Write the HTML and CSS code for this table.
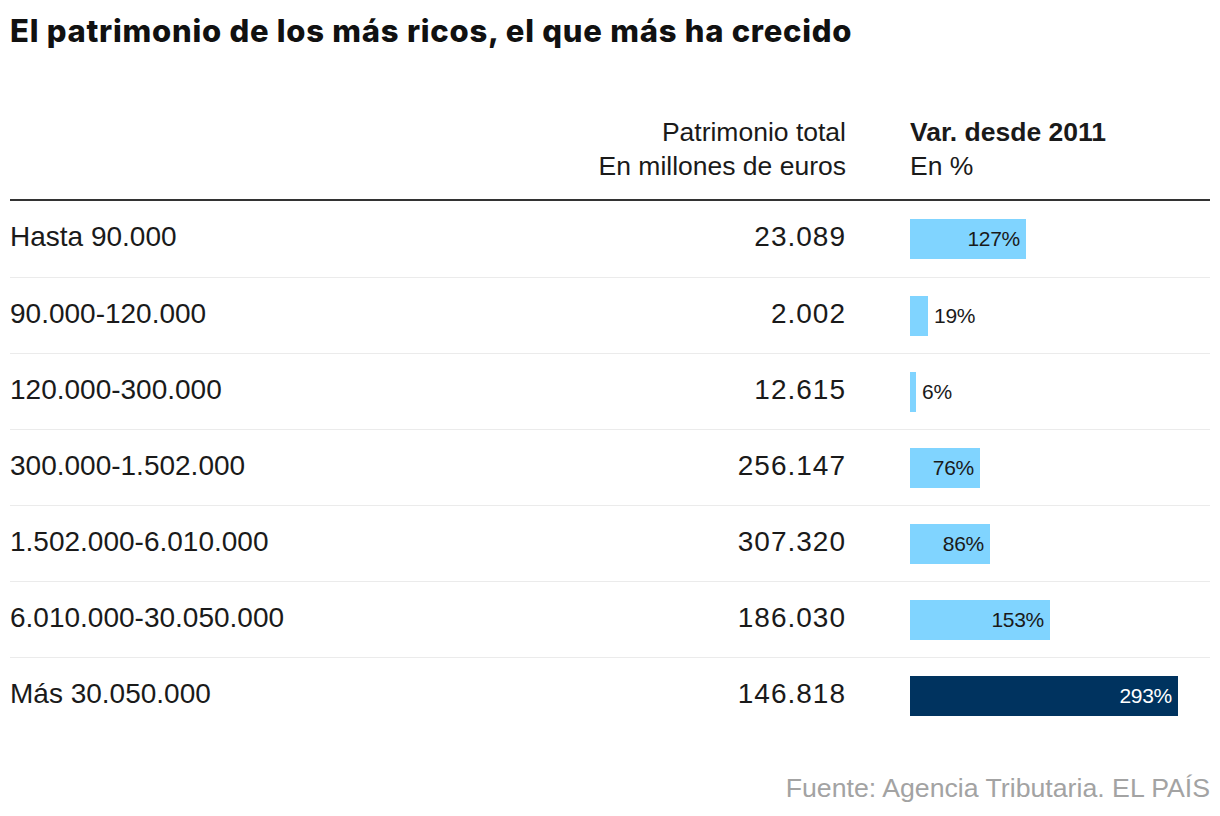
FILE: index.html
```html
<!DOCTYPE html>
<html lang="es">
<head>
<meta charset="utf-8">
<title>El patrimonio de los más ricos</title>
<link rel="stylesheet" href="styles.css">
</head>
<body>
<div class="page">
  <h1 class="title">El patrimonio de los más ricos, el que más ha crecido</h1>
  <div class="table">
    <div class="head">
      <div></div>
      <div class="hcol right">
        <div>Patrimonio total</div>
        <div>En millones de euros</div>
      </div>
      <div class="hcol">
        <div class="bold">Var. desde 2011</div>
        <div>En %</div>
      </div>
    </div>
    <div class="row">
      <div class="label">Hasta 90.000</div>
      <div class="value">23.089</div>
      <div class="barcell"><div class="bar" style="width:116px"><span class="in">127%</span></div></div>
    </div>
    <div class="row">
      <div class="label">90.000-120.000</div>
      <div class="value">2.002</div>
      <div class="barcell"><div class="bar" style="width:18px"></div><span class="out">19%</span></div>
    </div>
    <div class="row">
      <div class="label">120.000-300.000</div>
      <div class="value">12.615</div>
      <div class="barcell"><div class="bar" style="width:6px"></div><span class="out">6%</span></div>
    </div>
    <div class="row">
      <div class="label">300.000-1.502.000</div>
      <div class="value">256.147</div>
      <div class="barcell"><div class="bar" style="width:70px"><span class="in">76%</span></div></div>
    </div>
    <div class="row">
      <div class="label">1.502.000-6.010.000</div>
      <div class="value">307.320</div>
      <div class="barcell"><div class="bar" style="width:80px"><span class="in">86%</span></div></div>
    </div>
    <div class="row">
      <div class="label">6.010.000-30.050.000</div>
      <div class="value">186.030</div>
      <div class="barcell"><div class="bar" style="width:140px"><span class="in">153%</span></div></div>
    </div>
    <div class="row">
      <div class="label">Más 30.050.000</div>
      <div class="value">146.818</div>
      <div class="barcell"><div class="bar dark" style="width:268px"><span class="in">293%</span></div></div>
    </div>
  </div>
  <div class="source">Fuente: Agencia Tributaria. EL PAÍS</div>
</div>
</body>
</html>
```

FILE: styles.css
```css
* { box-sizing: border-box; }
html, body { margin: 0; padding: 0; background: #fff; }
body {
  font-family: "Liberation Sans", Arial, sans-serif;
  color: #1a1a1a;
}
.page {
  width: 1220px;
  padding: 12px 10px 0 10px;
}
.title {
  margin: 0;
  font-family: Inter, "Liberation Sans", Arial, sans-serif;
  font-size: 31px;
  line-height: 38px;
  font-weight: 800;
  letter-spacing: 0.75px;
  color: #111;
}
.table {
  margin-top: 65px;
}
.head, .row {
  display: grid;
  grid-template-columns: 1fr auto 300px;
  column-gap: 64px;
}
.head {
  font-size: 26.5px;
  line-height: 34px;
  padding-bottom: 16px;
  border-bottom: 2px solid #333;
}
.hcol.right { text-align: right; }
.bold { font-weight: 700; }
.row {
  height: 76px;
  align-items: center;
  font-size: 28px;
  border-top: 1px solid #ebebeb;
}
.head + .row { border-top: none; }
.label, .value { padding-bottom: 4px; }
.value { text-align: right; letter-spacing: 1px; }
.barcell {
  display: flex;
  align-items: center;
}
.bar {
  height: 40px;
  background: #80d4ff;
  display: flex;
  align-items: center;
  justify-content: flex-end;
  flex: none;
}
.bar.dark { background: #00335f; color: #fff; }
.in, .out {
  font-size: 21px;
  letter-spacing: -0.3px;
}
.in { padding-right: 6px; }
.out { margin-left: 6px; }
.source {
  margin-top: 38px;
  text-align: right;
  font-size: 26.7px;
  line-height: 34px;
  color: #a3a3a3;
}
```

****************************************

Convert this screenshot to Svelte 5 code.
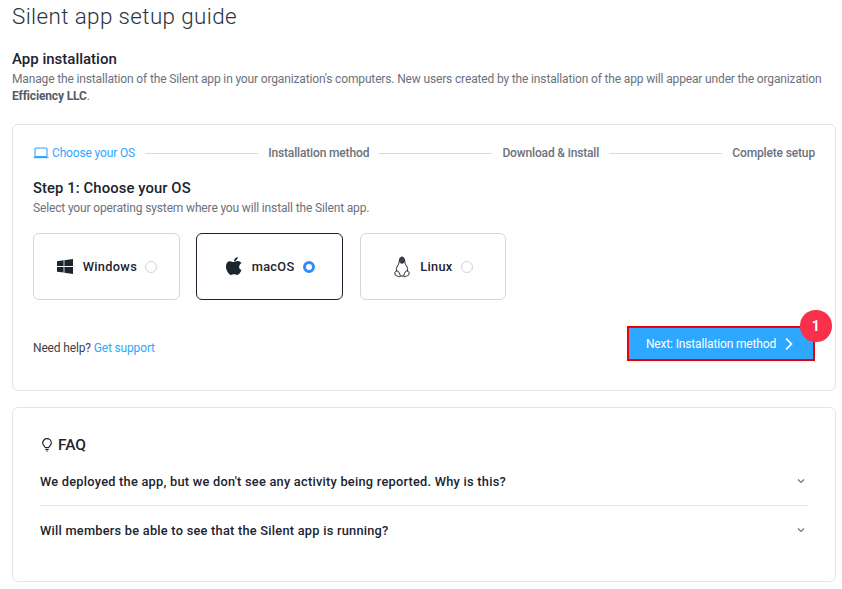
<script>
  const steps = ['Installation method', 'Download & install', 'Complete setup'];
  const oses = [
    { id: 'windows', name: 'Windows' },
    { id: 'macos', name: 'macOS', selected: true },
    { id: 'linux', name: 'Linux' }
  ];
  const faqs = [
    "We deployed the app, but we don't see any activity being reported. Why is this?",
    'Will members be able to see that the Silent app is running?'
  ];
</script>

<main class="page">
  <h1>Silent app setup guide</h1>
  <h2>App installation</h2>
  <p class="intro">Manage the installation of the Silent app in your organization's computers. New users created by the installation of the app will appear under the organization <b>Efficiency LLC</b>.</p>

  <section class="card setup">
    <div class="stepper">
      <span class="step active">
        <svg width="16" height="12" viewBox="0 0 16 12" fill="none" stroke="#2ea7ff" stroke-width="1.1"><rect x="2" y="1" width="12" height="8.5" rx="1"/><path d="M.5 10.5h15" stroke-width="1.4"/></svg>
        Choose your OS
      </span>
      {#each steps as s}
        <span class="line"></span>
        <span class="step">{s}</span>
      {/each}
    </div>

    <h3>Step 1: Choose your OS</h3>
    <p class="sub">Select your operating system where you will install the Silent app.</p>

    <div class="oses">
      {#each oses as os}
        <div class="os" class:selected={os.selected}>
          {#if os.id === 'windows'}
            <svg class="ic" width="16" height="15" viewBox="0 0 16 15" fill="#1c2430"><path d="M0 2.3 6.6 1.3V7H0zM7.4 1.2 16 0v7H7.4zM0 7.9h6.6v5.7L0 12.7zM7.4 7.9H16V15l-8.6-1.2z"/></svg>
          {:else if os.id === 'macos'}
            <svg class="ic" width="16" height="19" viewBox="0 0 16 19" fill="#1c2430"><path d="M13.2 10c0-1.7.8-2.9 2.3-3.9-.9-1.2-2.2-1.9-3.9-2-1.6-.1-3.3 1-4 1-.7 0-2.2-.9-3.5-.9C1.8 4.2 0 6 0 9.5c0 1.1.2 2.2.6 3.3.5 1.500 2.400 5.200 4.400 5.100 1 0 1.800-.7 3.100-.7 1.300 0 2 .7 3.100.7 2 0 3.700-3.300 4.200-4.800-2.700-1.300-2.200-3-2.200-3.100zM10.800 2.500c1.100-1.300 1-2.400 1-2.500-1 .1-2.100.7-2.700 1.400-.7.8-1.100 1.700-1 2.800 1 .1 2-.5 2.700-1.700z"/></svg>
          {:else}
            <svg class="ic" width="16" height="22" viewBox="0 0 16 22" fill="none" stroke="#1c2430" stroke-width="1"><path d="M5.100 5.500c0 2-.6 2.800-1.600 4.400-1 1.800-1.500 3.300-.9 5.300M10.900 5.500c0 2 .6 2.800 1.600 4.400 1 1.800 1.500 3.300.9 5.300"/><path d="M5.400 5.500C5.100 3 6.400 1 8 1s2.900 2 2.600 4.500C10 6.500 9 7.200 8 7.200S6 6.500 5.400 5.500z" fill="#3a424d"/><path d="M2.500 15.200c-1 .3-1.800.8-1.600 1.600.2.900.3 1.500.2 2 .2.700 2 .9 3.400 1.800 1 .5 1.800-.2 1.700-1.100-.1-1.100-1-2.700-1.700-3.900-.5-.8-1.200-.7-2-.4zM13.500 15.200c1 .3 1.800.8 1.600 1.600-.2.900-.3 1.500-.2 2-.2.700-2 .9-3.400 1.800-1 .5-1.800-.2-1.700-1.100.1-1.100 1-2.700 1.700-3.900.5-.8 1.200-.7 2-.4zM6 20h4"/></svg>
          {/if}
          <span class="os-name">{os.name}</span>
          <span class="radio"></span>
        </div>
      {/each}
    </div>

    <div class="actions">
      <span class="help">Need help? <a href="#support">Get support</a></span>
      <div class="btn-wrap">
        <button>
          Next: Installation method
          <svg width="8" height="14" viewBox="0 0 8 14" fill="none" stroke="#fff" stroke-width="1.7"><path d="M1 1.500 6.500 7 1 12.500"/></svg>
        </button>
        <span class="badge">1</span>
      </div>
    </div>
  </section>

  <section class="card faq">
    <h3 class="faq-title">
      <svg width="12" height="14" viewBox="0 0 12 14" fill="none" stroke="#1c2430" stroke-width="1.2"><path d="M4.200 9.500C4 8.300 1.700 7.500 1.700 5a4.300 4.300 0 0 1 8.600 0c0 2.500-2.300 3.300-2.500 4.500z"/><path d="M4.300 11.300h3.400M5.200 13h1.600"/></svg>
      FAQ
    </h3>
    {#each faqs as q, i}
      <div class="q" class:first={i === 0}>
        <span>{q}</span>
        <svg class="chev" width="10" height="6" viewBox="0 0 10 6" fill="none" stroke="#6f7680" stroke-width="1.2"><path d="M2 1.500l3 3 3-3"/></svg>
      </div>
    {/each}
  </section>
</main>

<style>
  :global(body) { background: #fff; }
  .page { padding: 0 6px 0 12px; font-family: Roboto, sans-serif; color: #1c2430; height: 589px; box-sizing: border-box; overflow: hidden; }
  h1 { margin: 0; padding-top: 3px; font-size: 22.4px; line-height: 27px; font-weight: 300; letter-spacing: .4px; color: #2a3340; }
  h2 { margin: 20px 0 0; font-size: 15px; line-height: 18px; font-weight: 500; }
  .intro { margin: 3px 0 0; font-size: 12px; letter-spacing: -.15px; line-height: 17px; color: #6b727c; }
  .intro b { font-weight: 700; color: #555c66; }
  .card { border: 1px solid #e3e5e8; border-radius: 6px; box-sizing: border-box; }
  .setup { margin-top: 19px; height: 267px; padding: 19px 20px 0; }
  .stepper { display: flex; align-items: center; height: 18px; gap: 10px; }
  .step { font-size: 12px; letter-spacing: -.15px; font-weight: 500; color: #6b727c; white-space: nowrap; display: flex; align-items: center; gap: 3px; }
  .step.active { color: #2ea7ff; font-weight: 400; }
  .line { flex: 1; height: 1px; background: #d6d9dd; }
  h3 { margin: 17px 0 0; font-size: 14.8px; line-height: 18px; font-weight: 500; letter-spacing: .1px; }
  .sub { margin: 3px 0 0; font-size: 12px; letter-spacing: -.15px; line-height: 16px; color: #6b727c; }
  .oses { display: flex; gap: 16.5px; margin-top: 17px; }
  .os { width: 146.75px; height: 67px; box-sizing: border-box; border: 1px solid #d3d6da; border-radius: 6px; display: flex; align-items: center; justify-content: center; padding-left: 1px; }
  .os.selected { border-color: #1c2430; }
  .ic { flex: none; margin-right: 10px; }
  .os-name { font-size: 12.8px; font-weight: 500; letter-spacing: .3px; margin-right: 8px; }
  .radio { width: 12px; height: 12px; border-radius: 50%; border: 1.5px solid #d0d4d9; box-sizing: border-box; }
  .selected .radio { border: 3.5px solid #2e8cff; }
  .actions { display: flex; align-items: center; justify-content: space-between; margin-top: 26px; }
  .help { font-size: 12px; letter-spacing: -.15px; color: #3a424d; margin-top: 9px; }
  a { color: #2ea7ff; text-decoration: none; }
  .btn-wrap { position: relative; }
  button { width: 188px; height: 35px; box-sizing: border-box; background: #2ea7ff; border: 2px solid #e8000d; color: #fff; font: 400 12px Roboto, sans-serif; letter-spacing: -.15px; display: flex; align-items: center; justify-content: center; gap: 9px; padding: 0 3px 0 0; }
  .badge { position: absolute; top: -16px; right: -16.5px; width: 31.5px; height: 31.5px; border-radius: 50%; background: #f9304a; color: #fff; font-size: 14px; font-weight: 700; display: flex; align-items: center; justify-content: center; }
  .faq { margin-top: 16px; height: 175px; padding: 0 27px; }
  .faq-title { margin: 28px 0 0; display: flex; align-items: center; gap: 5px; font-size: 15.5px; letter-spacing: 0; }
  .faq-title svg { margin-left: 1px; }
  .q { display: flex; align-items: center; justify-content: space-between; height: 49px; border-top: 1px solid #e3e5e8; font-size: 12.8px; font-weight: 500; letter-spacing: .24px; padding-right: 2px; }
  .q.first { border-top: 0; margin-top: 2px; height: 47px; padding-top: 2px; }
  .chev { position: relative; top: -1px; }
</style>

****************************************

Reproduce the data above exactly, but only the lines from the one showing "Convert this screenshot to Svelte 5 code." through the one showing "the Silent app.</p>", with both ends kept and the pictures left out.

Convert this screenshot to Svelte 5 code.
<script>
  const steps = ['Installation method', 'Download & install', 'Complete setup'];
  const oses = [
    { id: 'windows', name: 'Windows' },
    { id: 'macos', name: 'macOS', selected: true },
    { id: 'linux', name: 'Linux' }
  ];
  const faqs = [
    "We deployed the app, but we don't see any activity being reported. Why is this?",
    'Will members be able to see that the Silent app is running?'
  ];
</script>

<main class="page">
  <h1>Silent app setup guide</h1>
  <h2>App installation</h2>
  <p class="intro">Manage the installation of the Silent app in your organization's computers. New users created by the installation of the app will appear under the organization <b>Efficiency LLC</b>.</p>

  <section class="card setup">
    <div class="stepper">
      <span class="step active">
        <svg width="16" height="12" viewBox="0 0 16 12" fill="none" stroke="#2ea7ff" stroke-width="1.1"><rect x="2" y="1" width="12" height="8.5" rx="1"/><path d="M.5 10.5h15" stroke-width="1.4"/></svg>
        Choose your OS
      </span>
      {#each steps as s}
        <span class="line"></span>
        <span class="step">{s}</span>
      {/each}
    </div>

    <h3>Step 1: Choose your OS</h3>
    <p class="sub">Select your operating system where you will install the Silent app.</p>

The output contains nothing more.